O Dharma, como observa René Guénon, é o atributo de estabilidade que se manifesta no mundo. Dentro dos seus múltiplos significados, o Dharma é a Justiça. É a perfeição realizável de determinada manifestação. Se o ser humano, enquanto humano, não realiza seu Dharma, ele decai e como que experimenta uma dissolução, uma força centrífuga terrível que vai afastando-o do "centro do mundo", do polo ou do eixo, termos que em sânscrito têm associação etimológica com o termo Dharma. 

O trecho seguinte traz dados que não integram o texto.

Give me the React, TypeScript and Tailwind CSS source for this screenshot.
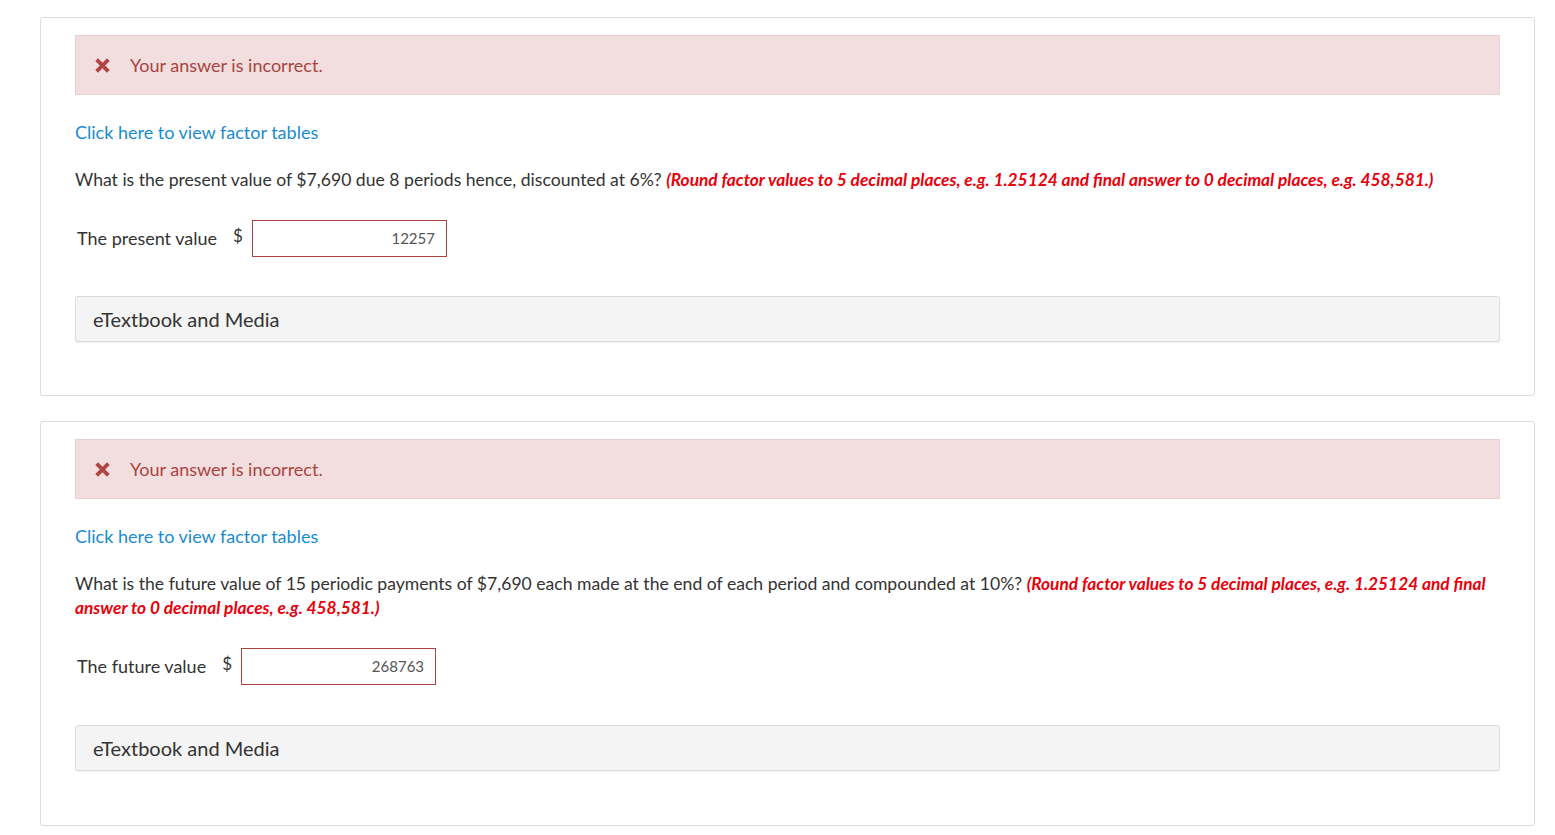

Essa estabilidade, essa Lei, em eras douradas era obtida diretamente do contato imediato do homem com a divindade, sem intervenção de protocolos ou de envoltórios limitados como a palavra. É na filosofia grega, talvez em Pitágoras, que a palavra humana e o discurso humano são convertidos providencialmente em instrumentos de "resgate" e a Lei é obtida pela reflexão mental; e isso só veio a ocorrer em função do obscurecimento da inteligência e não por sua iluminação, como querem os historiadores mais ortodoxos da filosofia. Estudar a filosofia afastando sua gênese da concepção ou da pressuposição da Lei Eterna, da Lei Trascendente, e da consciência aguda do terror cósmico causado pelo afastamento das divindades, é transformá-la em ginástica lógica ou exercício fútil, o que transformaria Sócrates de fato em um sujeito realmente patético ou até mesmo em um personagem cômico e frívolo tal qual apresentado por Aristófanes (ainda que talvez não com essa intenção exata) ou um profeta da debilidade, como quis Nietszche.